Allergan (AGN) has made a typically combative response to an FDA warning that breast implants may be linked to a rare type of cancer, all but calling the FDA needlessly alarmist and challenging its numbers. Allergan makes Natrelle implants -- "the world's most elegant breast implants," it claims -- and the last thing it needs is a bunch of headlines in the media about breast implants and cancer.

The stakes are high: Dow Corning was bankrupted by lawsuits in the 1990s alleging its implants caused a variety of illnesses even though the Institute of Medicine eventually concluded that they don't.

There is, of course, no love lost between Allergan and the FDA. The company sued the agency in 2009 (and later capitulated), claiming the feds were infringing on its First Amendment rights to promote Botox for headaches even though it did not have FDA approval to do so. Even so, Allergan's reaction to the FDA cancer warning sharply contradicts the federal agency's statement in a way that is rare for a drug company. Because pharmaceutical firms are dependent on the FDA to approve new products, they generally take a deferential approach to it in public. Not Allergan.

Here are the main clashing points:

The FDA said warned doctors to be on the lookout for "a possible association" between breast implants and anaplastic large cell lymphoma (ALCL).

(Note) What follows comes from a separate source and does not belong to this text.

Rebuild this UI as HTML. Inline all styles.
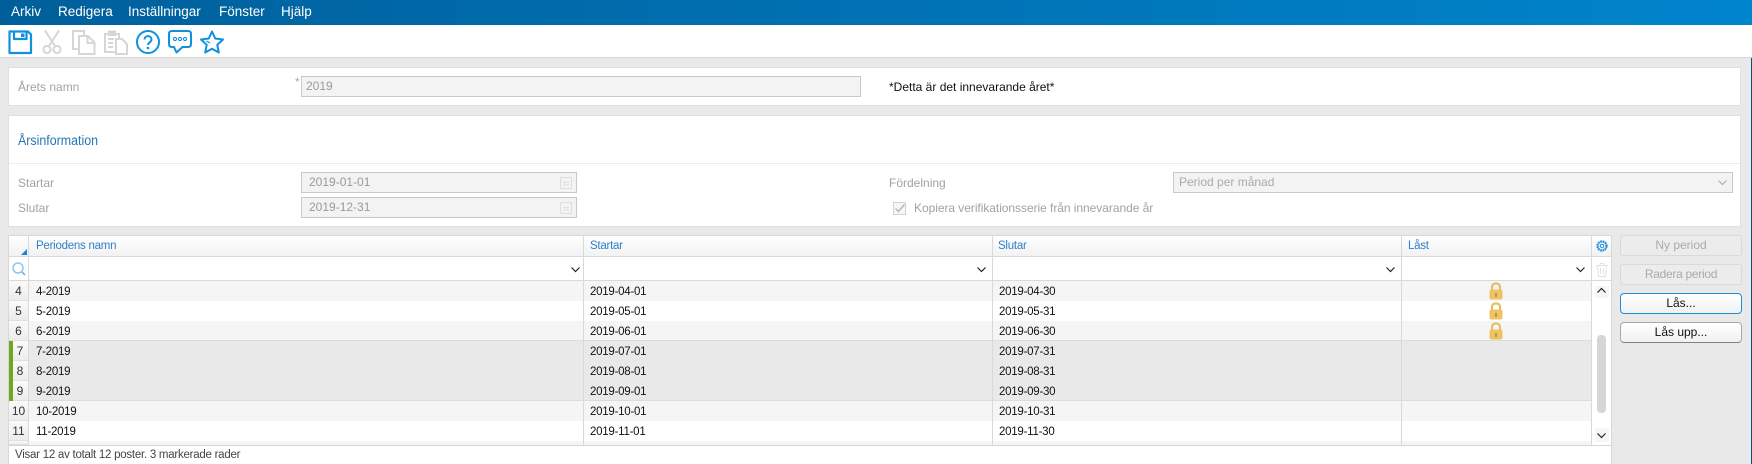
<!DOCTYPE html>
<html lang="sv"><head><meta charset="utf-8"><title>Årsinformation</title>
<style>
html,body{margin:0;padding:0}
body{width:1752px;height:464px;overflow:hidden;background:#e9e9e9;position:relative;font:12px/16px "Liberation Sans",sans-serif;color:#111}
.box{position:absolute;box-sizing:border-box}
.t{position:absolute;white-space:nowrap;line-height:16px}
.n{font-size:11.5px;letter-spacing:-.25px}
.lbl{color:#a2a2a2}
.inp{position:absolute;box-sizing:border-box;background:#f3f3f3;border:1px solid #c8c8c8;color:#9a9a9a;line-height:19px}
.btn{position:absolute;box-sizing:border-box;left:1620px;width:122px;height:21px;border-radius:3px;text-align:center;line-height:19px}
.off{background:#ececec;border:1px solid #d9d9d9;color:#aaa}
.on{background:linear-gradient(#fff,#f1f1f1);border:1px solid #a8a8a8;border-bottom-color:#808080;color:#111}
.rn{position:absolute;left:9px;width:19px;height:20px;box-sizing:border-box;background:linear-gradient(#fafafa,#ececec);text-align:center;line-height:21px;color:#333;border-bottom:1px solid #e0e0e0}
.row{position:absolute;left:29px;width:1562px;height:20px;font-size:11.5px;letter-spacing:-.25px}
.c{position:absolute;top:3px;white-space:nowrap}
.vl{position:absolute;width:1px;background:#d9d9d9}
svg{position:absolute;overflow:visible}
</style></head><body>

<div class="box" style="left:0;top:0;width:1752px;height:25px;background:linear-gradient(90deg,#005f9b,#0084cc)"></div>
<div class="t" style="left:11px;top:4px;color:#fff;font-size:13.5px">Arkiv</div>
<div class="t" style="left:58px;top:4px;color:#fff;font-size:13.5px">Redigera</div>
<div class="t" style="left:128px;top:4px;color:#fff;font-size:13.5px">Inställningar</div>
<div class="t" style="left:219px;top:4px;color:#fff;font-size:13.5px">Fönster</div>
<div class="t" style="left:281px;top:4px;color:#fff;font-size:13.5px">Hjälp</div>

<div class="box" style="left:0;top:25px;width:1752px;height:33px;background:#fff;border-bottom:1px solid #d8d8d8"></div>
<div class="box" style="left:1751px;top:58px;width:1px;height:406px;background:#0b4f7a"></div>

<!-- save -->
<svg style="left:8px;top:30px" width="24" height="24" viewBox="0 0 24 24" fill="none" stroke="#1190dd" stroke-width="2.2" stroke-linejoin="round"><path d="M1.500 1.500H20L23 4.500V23H1.500Z"/><path d="M6 1.500V9H18.500V1.500"/><path d="M13 3.500H16.500V7H13Z" fill="#1190dd" stroke="none"/></svg>
<!-- scissors -->
<svg style="left:42px;top:30px" width="20" height="24" viewBox="0 0 20 24" fill="none" stroke="#d6d6d6" stroke-width="2"><path d="M3 0.500L13 16M17 0.500L7 16"/><circle cx="5" cy="19.500" r="3.600"/><circle cx="15" cy="19.500" r="3.600"/></svg>
<!-- copy -->
<svg style="left:72px;top:30px" width="24" height="25" viewBox="0 0 24 25" fill="none" stroke="#d6d6d6" stroke-width="2"><path d="M1 1H12V19H1Z"/><path d="M7 6H16L22.500 12.500V24H7Z" fill="#fff"/><path d="M15.500 6V13H22.500"/></svg>
<!-- paste -->
<svg style="left:104px;top:30px" width="25" height="25" viewBox="0 0 25 25" fill="none" stroke="#d6d6d6" stroke-width="2"><path d="M1 4H15V22H1Z"/><path d="M5 1.500H11V5H5Z" fill="#d6d6d6"/><path d="M4 9H10M4 13H9M4 17H9"/><path d="M12 9H18L23 14V24H12Z" fill="#fff"/></svg>
<!-- help -->
<svg style="left:136px;top:30px" width="24" height="24" viewBox="0 0 24 24" fill="none" stroke="#1190dd"><circle cx="12" cy="12" r="11" stroke-width="2"/><path d="M8.500 9.500C8.500 5 15.500 5 15.500 9.500C15.500 12.300 12 12.500 12 15" stroke-width="2"/><circle cx="12" cy="18" r="1.300" fill="#1190dd" stroke="none"/></svg>
<!-- chat -->
<svg style="left:168px;top:30px" width="24" height="24" viewBox="0 0 24 24" fill="none" stroke="#1190dd" stroke-width="2" stroke-linejoin="round"><path d="M4 1H20Q23 1 23 4V14Q23 17 20 17H14.500L8.500 22.500L6 17H4Q1 17 1 14V4Q1 1 4 1Z"/><circle cx="7" cy="9" r="1.600" stroke-width="1.100"/><circle cx="12" cy="9" r="1.600" stroke-width="1.100"/><circle cx="17" cy="9" r="1.600" stroke-width="1.100"/></svg>
<!-- star -->
<svg style="left:200px;top:30px" width="24" height="24" viewBox="0 0 24 24" fill="none" stroke="#1190dd" stroke-width="2" stroke-linejoin="round"><path d="M12 1.500L15.200 8.500L23 9.500L17.300 14.800L18.800 22.500L12 18.700L5.200 22.500L6.700 14.800L1 9.500L8.800 8.500Z"/><path d="M6.500 11L10 13" stroke-width="1.200"/></svg>

<!-- panel 1 -->
<div class="box" style="left:8px;top:67px;width:1733px;height:39px;background:#fff;border:1px solid #e0e0e0"></div>
<div class="t lbl" style="left:18px;top:79px">Årets namn</div>
<div class="t" style="left:295px;top:74px;color:#aaa">*</div>
<div class="inp" style="left:301px;top:76px;width:560px;height:21px;padding-left:4px">2019</div>
<div class="t" style="left:889px;top:79px;color:#111">*Detta är det innevarande året*</div>

<!-- panel 2 -->
<div class="box" style="left:8px;top:115px;width:1733px;height:112px;background:#fff;border:1px solid #e0e0e0"></div>
<div class="box" style="left:9px;top:163px;width:1731px;height:1px;background:#ececec"></div>
<div class="t" style="left:18px;top:132px;font-size:13.5px;line-height:18px;color:#2676b4;transform:scaleX(.92);transform-origin:0 0">Årsinformation</div>
<div class="t lbl" style="left:18px;top:175px">Startar</div>
<div class="t lbl" style="left:18px;top:200px">Slutar</div>
<div class="inp" style="left:301px;top:172px;width:276px;height:21px;padding-left:7px">2019-01-01</div>
<div class="inp" style="left:301px;top:197px;width:276px;height:21px;padding-left:7px">2019-12-31</div>
<svg style="left:560px;top:176px" width="12" height="13" fill="none" stroke="#dedede"><path d="M.5 1.500H11.500V12.500H.5ZM3 6.500H9M3 9H9" /></svg>
<svg style="left:560px;top:201px" width="12" height="13" fill="none" stroke="#dedede"><path d="M.5 1.500H11.500V12.500H.5ZM3 6.500H9M3 9H9" /></svg>
<div class="t lbl" style="left:889px;top:175px">Fördelning</div>
<div class="inp" style="left:1173px;top:172px;width:560px;height:21px;padding-left:5px;color:#aaa">Period per månad</div>
<svg style="left:1718px;top:180px" width="9" height="6" fill="none" stroke="#a8a8a8" stroke-width="1"><path d="M.5 .5L4.500 4.500L8.500 .5"/></svg>
<div class="box" style="left:893px;top:202px;width:13px;height:13px;border:1px solid #d2d2d2;background:#f6f6f6"></div>
<svg style="left:895px;top:204px" width="10" height="9" fill="none" stroke="#b5b5b5" stroke-width="1.400"><path d="M.5 4.500L3.500 7.500L9.500 .5"/></svg>
<div class="t lbl" style="left:914px;top:200px;letter-spacing:-.05px">Kopiera verifikationsserie från innevarande år</div>

<!-- table -->
<div class="box" style="left:8px;top:235px;width:1604px;height:229px;background:#fff;border:1px solid #d8d8d8;border-bottom:none"></div>
<div class="box" style="left:9px;top:236px;width:1602px;height:20px;background:linear-gradient(#fff,#f2f2f2)"></div>
<div class="box" style="left:9px;top:256px;width:1602px;height:1px;background:#d9d9d9"></div>
<div class="box" style="left:9px;top:280px;width:1602px;height:1px;background:#d9d9d9"></div>
<svg style="left:21px;top:249px" width="6" height="6"><path d="M6 0V6H0Z" fill="#1a86d0"/></svg>
<div class="t n" style="left:36px;top:238px;color:#2f80c8">Periodens namn</div>
<div class="t n" style="left:590px;top:238px;color:#2f80c8">Startar</div>
<div class="t n" style="left:998px;top:238px;color:#2f80c8">Slutar</div>
<div class="t n" style="left:1408px;top:238px;color:#2f80c8">Låst</div>

<!-- gear -->
<svg style="left:1596px;top:240px" width="12" height="12" viewBox="0 0 12 12" fill="none" stroke="#1c8fdc"><circle cx="6" cy="6" r="4.500" stroke-width="2.200" stroke-dasharray="1.800 .6"/><circle cx="6" cy="6" r="1.800" stroke-width="1"/></svg>
<!-- search -->
<svg style="left:12px;top:262px" width="14" height="14" fill="none" stroke="#8fc8ef" stroke-width="1.500"><circle cx="6" cy="6" r="5"/><path d="M10 10L13 13" stroke="#5cb0e8"/></svg>
<!-- trash -->
<svg style="left:1596px;top:263px" width="12" height="14" fill="none" stroke="#e2e2e2" stroke-width="1"><path d="M0 2.500H12M4 2.500V.5H8V2.500M1.500 2.500L2.500 13.500H9.500L10.500 2.500M4.500 5V11M7.500 5V11"/></svg>
<!-- filter chevrons -->
<svg style="left:571px;top:267px" width="9" height="5" fill="none" stroke="#222" stroke-width="1.200"><path d="M.5 .5L4.500 4.500L8.500 .5"/></svg>
<svg style="left:977px;top:267px" width="9" height="5" fill="none" stroke="#222" stroke-width="1.200"><path d="M.5 .5L4.500 4.500L8.500 .5"/></svg>
<svg style="left:1386px;top:267px" width="9" height="5" fill="none" stroke="#222" stroke-width="1.200"><path d="M.5 .5L4.500 4.500L8.500 .5"/></svg>
<svg style="left:1576px;top:267px" width="9" height="5" fill="none" stroke="#222" stroke-width="1.200"><path d="M.5 .5L4.500 4.500L8.500 .5"/></svg>

<!-- rows -->
<div class="row" style="top:281px;background:#f5f5f5"><span class="c" style="left:7px">4-2019</span><span class="c" style="left:561px">2019-04-01</span><span class="c" style="left:970px">2019-04-30</span></div>
<div class="row" style="top:301px;background:#fff"><span class="c" style="left:7px">5-2019</span><span class="c" style="left:561px">2019-05-01</span><span class="c" style="left:970px">2019-05-31</span></div>
<div class="row" style="top:321px;background:#f5f5f5"><span class="c" style="left:7px">6-2019</span><span class="c" style="left:561px">2019-06-01</span><span class="c" style="left:970px">2019-06-30</span></div>
<div class="row" style="top:341px;background:#e9e9e9"><span class="c" style="left:7px">7-2019</span><span class="c" style="left:561px">2019-07-01</span><span class="c" style="left:970px">2019-07-31</span></div>
<div class="row" style="top:361px;background:#e9e9e9"><span class="c" style="left:7px">8-2019</span><span class="c" style="left:561px">2019-08-01</span><span class="c" style="left:970px">2019-08-31</span></div>
<div class="row" style="top:381px;background:#e9e9e9"><span class="c" style="left:7px">9-2019</span><span class="c" style="left:561px">2019-09-01</span><span class="c" style="left:970px">2019-09-30</span></div>
<div class="row" style="top:401px;background:#f5f5f5"><span class="c" style="left:7px">10-2019</span><span class="c" style="left:561px">2019-10-01</span><span class="c" style="left:970px">2019-10-31</span></div>
<div class="row" style="top:421px;background:#fff"><span class="c" style="left:7px">11-2019</span><span class="c" style="left:561px">2019-11-01</span><span class="c" style="left:970px">2019-11-30</span></div>
<div class="row" style="top:441px;height:4px;background:#f5f5f5"></div>
<div class="box" style="left:29px;top:340px;width:1562px;height:1px;background:#dcdcdc"></div>
<div class="box" style="left:29px;top:400px;width:1562px;height:1px;background:#dcdcdc"></div>

<div class="rn" style="top:281px">4</div>
<div class="rn" style="top:301px">5</div>
<div class="rn" style="top:321px">6</div>
<div class="rn" style="top:341px;padding-left:3px">7</div>
<div class="rn" style="top:361px;padding-left:3px">8</div>
<div class="rn" style="top:381px;padding-left:3px">9</div>
<div class="rn" style="top:401px">10</div>
<div class="rn" style="top:421px">11</div>
<div class="rn" style="top:441px;height:4px"></div>
<div class="box" style="left:9px;top:341px;width:4px;height:60px;background:#6fa81c"></div>

<div class="vl" style="left:28px;top:236px;height:209px"></div>
<div class="vl" style="left:583px;top:236px;height:209px"></div>
<div class="vl" style="left:992px;top:236px;height:209px"></div>
<div class="vl" style="left:1401px;top:236px;height:209px"></div>
<div class="vl" style="left:1591px;top:236px;height:209px"></div>

<!-- locks -->
<svg style="left:1489px;top:282px" width="14" height="18" viewBox="0 0 14 18"><path d="M3 8V5Q3 1.500 7 1.500T11 5V8" fill="none" stroke="#e6bb5c" stroke-width="2"/><rect x=".5" y="7.500" width="13" height="10" rx="2" fill="#efc263"/><rect x="6" y="11" width="2" height="4" fill="#b89a48"/></svg>
<svg style="left:1489px;top:302px" width="14" height="18" viewBox="0 0 14 18"><path d="M3 8V5Q3 1.500 7 1.500T11 5V8" fill="none" stroke="#e6bb5c" stroke-width="2"/><rect x=".5" y="7.500" width="13" height="10" rx="2" fill="#efc263"/><rect x="6" y="11" width="2" height="4" fill="#b89a48"/></svg>
<svg style="left:1489px;top:322px" width="14" height="18" viewBox="0 0 14 18"><path d="M3 8V5Q3 1.500 7 1.500T11 5V8" fill="none" stroke="#e6bb5c" stroke-width="2"/><rect x=".5" y="7.500" width="13" height="10" rx="2" fill="#efc263"/><rect x="6" y="11" width="2" height="4" fill="#b89a48"/></svg>

<!-- scrollbar -->
<div class="box" style="left:1595px;top:286px;width:14px;height:12px;background:#f6f6f6"></div>
<svg style="left:1597px;top:288px" width="9" height="5" fill="none" stroke="#222" stroke-width="1.200"><path d="M.5 4.500L4.500 .5L8.500 4.500"/></svg>
<div class="box" style="left:1597px;top:335px;width:9px;height:78px;background:#d6d6d6;border-radius:4px"></div>
<div class="box" style="left:1595px;top:428px;width:14px;height:14px;background:#f6f6f6"></div>
<svg style="left:1597px;top:433px" width="9" height="5" fill="none" stroke="#222" stroke-width="1.200"><path d="M.5 .5L4.500 4.500L8.500 .5"/></svg>

<!-- footer -->
<div class="box" style="left:9px;top:445px;width:1602px;height:1px;background:#d4d4d4"></div>
<div class="t n" style="left:15px;top:447px;color:#444">Visar 12 av totalt 12 poster. 3 markerade rader</div>

<!-- buttons -->
<div class="btn off" style="top:235px">Ny period</div>
<div class="btn off" style="top:264px;letter-spacing:-.3px">Radera period</div>
<div class="btn on" style="top:293px;border:1px solid #1a90dc;border-radius:4px">Lås...</div>
<div class="btn on" style="top:322px;border-radius:4px">Lås upp...</div>
</body></html>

Allergan denied that there was such an association:

Several studies have shown that the overall rate of lymphoma is no greater in patients with breast implants than in the general population.
In fact, the FDA's preliminary findings suggest there may be link:
... the FDA believes that women with breast implants may have a very small but increased risk of developing this disease in the scar capsule adjacent to the implant. Based on available information, it is not possible to confirm with statistical certainty that breast implants cause ALCL.
The FDA called ALCL "a very rare type of cancer." Allergan, in response, denied that ALCL is "breast cancer":
Reports of ALCL in patients with breast implants are extremely rare and are not to be mistaken for breast cancer.
(Re-)Do the Math
Allergan even disputed the FDA's case report numbers. The FDA said it had "about 60" cases; Allergan claimed:
... only 34 cases of ALCL have been identified and reported in peer-reviewed literature over nearly 15 years, since 1997.
The FDA's statement said that in general the chance of getting ALCL in breast tissue is 3 in 100 million, but that it had found 60 cases in women with implants. There are 5-10 million women worldwide who have implants, so if the FDA's numbers are correct then there's a 1 in 166,666 chance of getting ALCL if you have implants -- a far higher risk than 3 in 100 million (or 1 in 33.3 million, if you want comparable numbers) for the general population. Allergan, however, pooh-poohed the risk:
A woman is more likely to be struck by lightning than get this condition.
(On that last issue, Allergan is actually right. The odds of being hit by lightning in your lifetime are 1 in 6,250.)